__STATED TASK__: Produce an exact transcription of the listing below, omitting the pictures.

◆ ◆ ◆ ◆ ◆ ◆ ◆

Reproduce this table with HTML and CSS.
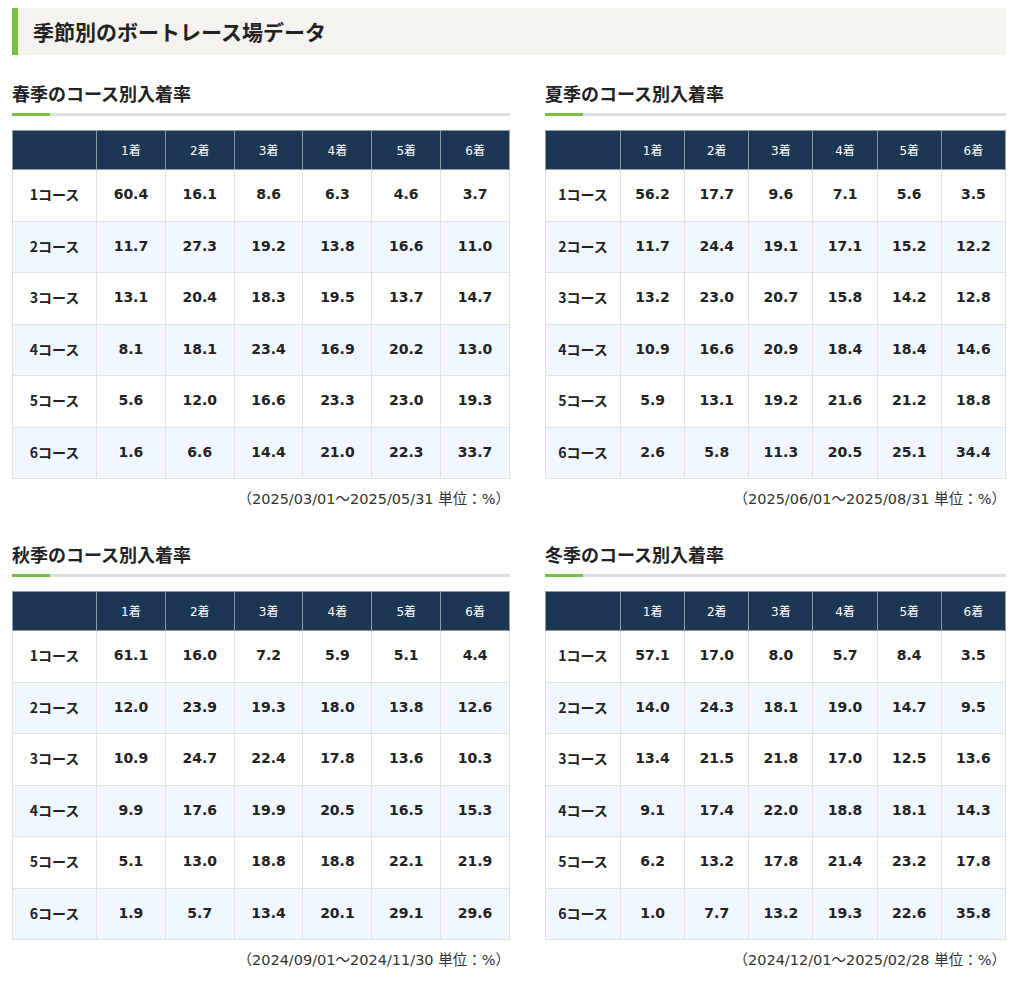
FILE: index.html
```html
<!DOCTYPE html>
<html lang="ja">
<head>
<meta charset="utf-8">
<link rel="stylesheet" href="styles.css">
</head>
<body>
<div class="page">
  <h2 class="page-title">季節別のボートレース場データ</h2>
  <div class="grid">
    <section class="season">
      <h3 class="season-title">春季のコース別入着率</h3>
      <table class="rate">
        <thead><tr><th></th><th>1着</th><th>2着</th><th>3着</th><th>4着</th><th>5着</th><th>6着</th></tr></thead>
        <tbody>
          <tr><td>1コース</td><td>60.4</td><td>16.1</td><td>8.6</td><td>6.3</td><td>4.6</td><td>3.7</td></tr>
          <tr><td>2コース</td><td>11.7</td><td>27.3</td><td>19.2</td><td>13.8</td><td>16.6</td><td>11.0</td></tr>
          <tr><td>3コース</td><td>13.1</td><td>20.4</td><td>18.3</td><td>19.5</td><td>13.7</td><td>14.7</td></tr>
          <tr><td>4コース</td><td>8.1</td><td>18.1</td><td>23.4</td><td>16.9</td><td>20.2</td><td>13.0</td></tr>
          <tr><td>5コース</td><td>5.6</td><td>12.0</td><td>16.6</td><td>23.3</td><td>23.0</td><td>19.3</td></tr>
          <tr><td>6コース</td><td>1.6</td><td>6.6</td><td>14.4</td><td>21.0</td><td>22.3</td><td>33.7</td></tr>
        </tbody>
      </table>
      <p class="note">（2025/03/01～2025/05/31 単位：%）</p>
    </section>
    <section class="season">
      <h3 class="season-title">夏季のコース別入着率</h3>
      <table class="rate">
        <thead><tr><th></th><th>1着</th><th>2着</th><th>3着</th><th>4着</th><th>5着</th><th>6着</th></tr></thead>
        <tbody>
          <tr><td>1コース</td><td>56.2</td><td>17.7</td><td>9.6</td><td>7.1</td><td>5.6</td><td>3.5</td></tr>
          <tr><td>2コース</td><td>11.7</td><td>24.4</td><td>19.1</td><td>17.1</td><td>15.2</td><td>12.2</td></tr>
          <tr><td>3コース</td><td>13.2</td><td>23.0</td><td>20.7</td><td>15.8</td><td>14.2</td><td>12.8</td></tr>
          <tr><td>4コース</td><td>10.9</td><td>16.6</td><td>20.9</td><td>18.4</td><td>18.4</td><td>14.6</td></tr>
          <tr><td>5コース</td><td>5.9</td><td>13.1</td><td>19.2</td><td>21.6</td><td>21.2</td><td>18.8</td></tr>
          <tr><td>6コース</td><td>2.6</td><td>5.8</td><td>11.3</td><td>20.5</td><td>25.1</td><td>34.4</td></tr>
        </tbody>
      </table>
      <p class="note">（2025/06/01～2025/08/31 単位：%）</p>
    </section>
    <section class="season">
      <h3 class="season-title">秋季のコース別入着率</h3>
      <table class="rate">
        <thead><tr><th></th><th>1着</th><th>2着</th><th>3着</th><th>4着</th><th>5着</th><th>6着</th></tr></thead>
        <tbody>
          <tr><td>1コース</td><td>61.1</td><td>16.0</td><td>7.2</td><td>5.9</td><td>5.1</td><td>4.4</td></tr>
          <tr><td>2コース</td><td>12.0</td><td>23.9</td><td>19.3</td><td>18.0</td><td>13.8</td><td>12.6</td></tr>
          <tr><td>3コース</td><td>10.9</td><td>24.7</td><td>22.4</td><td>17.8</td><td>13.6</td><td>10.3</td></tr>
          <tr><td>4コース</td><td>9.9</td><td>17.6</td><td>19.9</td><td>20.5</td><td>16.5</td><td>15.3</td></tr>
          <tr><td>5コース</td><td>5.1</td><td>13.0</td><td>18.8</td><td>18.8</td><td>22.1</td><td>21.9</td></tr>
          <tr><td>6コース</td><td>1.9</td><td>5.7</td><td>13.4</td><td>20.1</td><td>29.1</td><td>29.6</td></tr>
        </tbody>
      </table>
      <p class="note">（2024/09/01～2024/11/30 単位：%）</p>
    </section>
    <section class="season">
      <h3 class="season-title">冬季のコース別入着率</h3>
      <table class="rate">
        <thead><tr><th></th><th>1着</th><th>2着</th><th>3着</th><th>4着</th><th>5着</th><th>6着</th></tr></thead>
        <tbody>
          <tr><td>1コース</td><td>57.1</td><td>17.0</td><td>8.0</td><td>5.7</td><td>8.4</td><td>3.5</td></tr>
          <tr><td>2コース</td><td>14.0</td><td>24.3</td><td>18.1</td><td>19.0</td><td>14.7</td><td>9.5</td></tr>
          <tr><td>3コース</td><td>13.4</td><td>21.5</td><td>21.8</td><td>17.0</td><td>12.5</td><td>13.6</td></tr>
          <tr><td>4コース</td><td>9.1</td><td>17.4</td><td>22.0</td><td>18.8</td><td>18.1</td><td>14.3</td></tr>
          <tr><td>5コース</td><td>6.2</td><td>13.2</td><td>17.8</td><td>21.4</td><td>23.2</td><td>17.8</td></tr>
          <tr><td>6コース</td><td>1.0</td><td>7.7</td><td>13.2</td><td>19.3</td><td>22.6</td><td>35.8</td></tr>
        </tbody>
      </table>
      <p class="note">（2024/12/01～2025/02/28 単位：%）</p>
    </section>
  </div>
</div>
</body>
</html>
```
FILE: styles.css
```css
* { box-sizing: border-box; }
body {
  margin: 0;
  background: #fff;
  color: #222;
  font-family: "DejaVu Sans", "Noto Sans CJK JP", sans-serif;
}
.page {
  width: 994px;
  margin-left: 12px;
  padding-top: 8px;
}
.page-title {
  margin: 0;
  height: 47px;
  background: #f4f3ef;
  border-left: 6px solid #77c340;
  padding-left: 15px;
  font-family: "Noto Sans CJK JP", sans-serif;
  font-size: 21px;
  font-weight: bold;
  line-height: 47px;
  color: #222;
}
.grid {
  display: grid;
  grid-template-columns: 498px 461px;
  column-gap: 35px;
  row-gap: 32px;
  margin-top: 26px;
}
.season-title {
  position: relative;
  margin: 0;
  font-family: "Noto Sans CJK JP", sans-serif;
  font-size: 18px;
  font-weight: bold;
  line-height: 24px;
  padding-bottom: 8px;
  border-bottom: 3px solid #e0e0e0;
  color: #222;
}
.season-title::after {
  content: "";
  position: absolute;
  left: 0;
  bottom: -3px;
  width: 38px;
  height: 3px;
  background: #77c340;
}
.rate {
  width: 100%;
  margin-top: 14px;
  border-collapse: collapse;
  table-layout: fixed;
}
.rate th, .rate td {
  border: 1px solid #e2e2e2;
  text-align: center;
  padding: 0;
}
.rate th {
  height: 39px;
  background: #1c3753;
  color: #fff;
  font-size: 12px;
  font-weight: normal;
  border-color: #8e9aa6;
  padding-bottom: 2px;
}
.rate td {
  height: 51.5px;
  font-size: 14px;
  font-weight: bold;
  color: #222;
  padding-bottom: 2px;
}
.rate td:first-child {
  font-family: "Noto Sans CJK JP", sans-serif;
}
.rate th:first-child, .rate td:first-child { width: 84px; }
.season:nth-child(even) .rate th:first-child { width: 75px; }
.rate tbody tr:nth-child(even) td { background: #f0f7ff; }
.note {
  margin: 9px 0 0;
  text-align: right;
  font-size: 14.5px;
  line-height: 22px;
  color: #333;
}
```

◆ ◆ ◆ ◆ ◆ ◆ ◆

__EXERCISE OUTPUT__:
Reproduce this table with HTML and CSS.
FILE: index.html
```html
<!DOCTYPE html>
<html lang="ja">
<head>
<meta charset="utf-8">
<link rel="stylesheet" href="styles.css">
</head>
<body>
<div class="page">
  <h2 class="page-title">季節別のボートレース場データ</h2>
  <div class="grid">
    <section class="season">
      <h3 class="season-title">春季のコース別入着率</h3>
      <table class="rate">
        <thead><tr><th></th><th>1着</th><th>2着</th><th>3着</th><th>4着</th><th>5着</th><th>6着</th></tr></thead>
        <tbody>
          <tr><td>1コース</td><td>60.4</td><td>16.1</td><td>8.6</td><td>6.3</td><td>4.6</td><td>3.7</td></tr>
          <tr><td>2コース</td><td>11.7</td><td>27.3</td><td>19.2</td><td>13.8</td><td>16.6</td><td>11.0</td></tr>
          <tr><td>3コース</td><td>13.1</td><td>20.4</td><td>18.3</td><td>19.5</td><td>13.7</td><td>14.7</td></tr>
          <tr><td>4コース</td><td>8.1</td><td>18.1</td><td>23.4</td><td>16.9</td><td>20.2</td><td>13.0</td></tr>
          <tr><td>5コース</td><td>5.6</td><td>12.0</td><td>16.6</td><td>23.3</td><td>23.0</td><td>19.3</td></tr>
          <tr><td>6コース</td><td>1.6</td><td>6.6</td><td>14.4</td><td>21.0</td><td>22.3</td><td>33.7</td></tr>
        </tbody>
      </table>
      <p class="note">（2025/03/01～2025/05/31 単位：%）</p>
    </section>
    <section class="season">
      <h3 class="season-title">夏季のコース別入着率</h3>
      <table class="rate">
        <thead><tr><th></th><th>1着</th><th>2着</th><th>3着</th><th>4着</th><th>5着</th><th>6着</th></tr></thead>
        <tbody>
          <tr><td>1コース</td><td>56.2</td><td>17.7</td><td>9.6</td><td>7.1</td><td>5.6</td><td>3.5</td></tr>
          <tr><td>2コース</td><td>11.7</td><td>24.4</td><td>19.1</td><td>17.1</td><td>15.2</td><td>12.2</td></tr>
          <tr><td>3コース</td><td>13.2</td><td>23.0</td><td>20.7</td><td>15.8</td><td>14.2</td><td>12.8</td></tr>
          <tr><td>4コース</td><td>10.9</td><td>16.6</td><td>20.9</td><td>18.4</td><td>18.4</td><td>14.6</td></tr>
          <tr><td>5コース</td><td>5.9</td><td>13.1</td><td>19.2</td><td>21.6</td><td>21.2</td><td>18.8</td></tr>
          <tr><td>6コース</td><td>2.6</td><td>5.8</td><td>11.3</td><td>20.5</td><td>25.1</td><td>34.4</td></tr>
        </tbody>
      </table>
      <p class="note">（2025/06/01～2025/08/31 単位：%）</p>
    </section>
    <section class="season">
      <h3 class="season-title">秋季のコース別入着率</h3>
      <table class="rate">
        <thead><tr><th></th><th>1着</th><th>2着</th><th>3着</th><th>4着</th><th>5着</th><th>6着</th></tr></thead>
        <tbody>
          <tr><td>1コース</td><td>61.1</td><td>16.0</td><td>7.2</td><td>5.9</td><td>5.1</td><td>4.4</td></tr>
          <tr><td>2コース</td><td>12.0</td><td>23.9</td><td>19.3</td><td>18.0</td><td>13.8</td><td>12.6</td></tr>
          <tr><td>3コース</td><td>10.9</td><td>24.7</td><td>22.4</td><td>17.8</td><td>13.6</td><td>10.3</td></tr>
          <tr><td>4コース</td><td>9.9</td><td>17.6</td><td>19.9</td><td>20.5</td><td>16.5</td><td>15.3</td></tr>
          <tr><td>5コース</td><td>5.1</td><td>13.0</td><td>18.8</td><td>18.8</td><td>22.1</td><td>21.9</td></tr>
          <tr><td>6コース</td><td>1.9</td><td>5.7</td><td>13.4</td><td>20.1</td><td>29.1</td><td>29.6</td></tr>
        </tbody>
      </table>
      <p class="note">（2024/09/01～2024/11/30 単位：%）</p>
    </section>
    <section class="season">
      <h3 class="season-title">冬季のコース別入着率</h3>
      <table class="rate">
        <thead><tr><th></th><th>1着</th><th>2着</th><th>3着</th><th>4着</th><th>5着</th><th>6着</th></tr></thead>
        <tbody>
          <tr><td>1コース</td><td>57.1</td><td>17.0</td><td>8.0</td><td>5.7</td><td>8.4</td><td>3.5</td></tr>
          <tr><td>2コース</td><td>14.0</td><td>24.3</td><td>18.1</td><td>19.0</td><td>14.7</td><td>9.5</td></tr>
          <tr><td>3コース</td><td>13.4</td><td>21.5</td><td>21.8</td><td>17.0</td><td>12.5</td><td>13.6</td></tr>
          <tr><td>4コース</td><td>9.1</td><td>17.4</td><td>22.0</td><td>18.8</td><td>18.1</td><td>14.3</td></tr>
          <tr><td>5コース</td><td>6.2</td><td>13.2</td><td>17.8</td><td>21.4</td><td>23.2</td><td>17.8</td></tr>
          <tr><td>6コース</td><td>1.0</td><td>7.7</td><td>13.2</td><td>19.3</td><td>22.6</td><td>35.8</td></tr>
        </tbody>
      </table>
      <p class="note">（2024/12/01～2025/02/28 単位：%）</p>
    </section>
  </div>
</div>
</body>
</html>
```
FILE: styles.css
```css
* { box-sizing: border-box; }
body {
  margin: 0;
  background: #fff;
  color: #222;
  font-family: "DejaVu Sans", "Noto Sans CJK JP", sans-serif;
}
.page {
  width: 994px;
  margin-left: 12px;
  padding-top: 8px;
}
.page-title {
  margin: 0;
  height: 47px;
  background: #f4f3ef;
  border-left: 6px solid #77c340;
  padding-left: 15px;
  font-family: "Noto Sans CJK JP", sans-serif;
  font-size: 21px;
  font-weight: bold;
  line-height: 47px;
  color: #222;
}
.grid {
  display: grid;
  grid-template-columns: 498px 461px;
  column-gap: 35px;
  row-gap: 32px;
  margin-top: 26px;
}
.season-title {
  position: relative;
  margin: 0;
  font-family: "Noto Sans CJK JP", sans-serif;
  font-size: 18px;
  font-weight: bold;
  line-height: 24px;
  padding-bottom: 8px;
  border-bottom: 3px solid #e0e0e0;
  color: #222;
}
.season-title::after {
  content: "";
  position: absolute;
  left: 0;
  bottom: -3px;
  width: 38px;
  height: 3px;
  background: #77c340;
}
.rate {
  width: 100%;
  margin-top: 14px;
  border-collapse: collapse;
  table-layout: fixed;
}
.rate th, .rate td {
  border: 1px solid #e2e2e2;
  text-align: center;
  padding: 0;
}
.rate th {
  height: 39px;
  background: #1c3753;
  color: #fff;
  font-size: 12px;
  font-weight: normal;
  border-color: #8e9aa6;
  padding-bottom: 2px;
}
.rate td {
  height: 51.5px;
  font-size: 14px;
  font-weight: bold;
  color: #222;
  padding-bottom: 2px;
}
.rate td:first-child {
  font-family: "Noto Sans CJK JP", sans-serif;
}
.rate th:first-child, .rate td:first-child { width: 84px; }
.season:nth-child(even) .rate th:first-child { width: 75px; }
.rate tbody tr:nth-child(even) td { background: #f0f7ff; }
.note {
  margin: 9px 0 0;
  text-align: right;
  font-size: 14.5px;
  line-height: 22px;
  color: #333;
}
```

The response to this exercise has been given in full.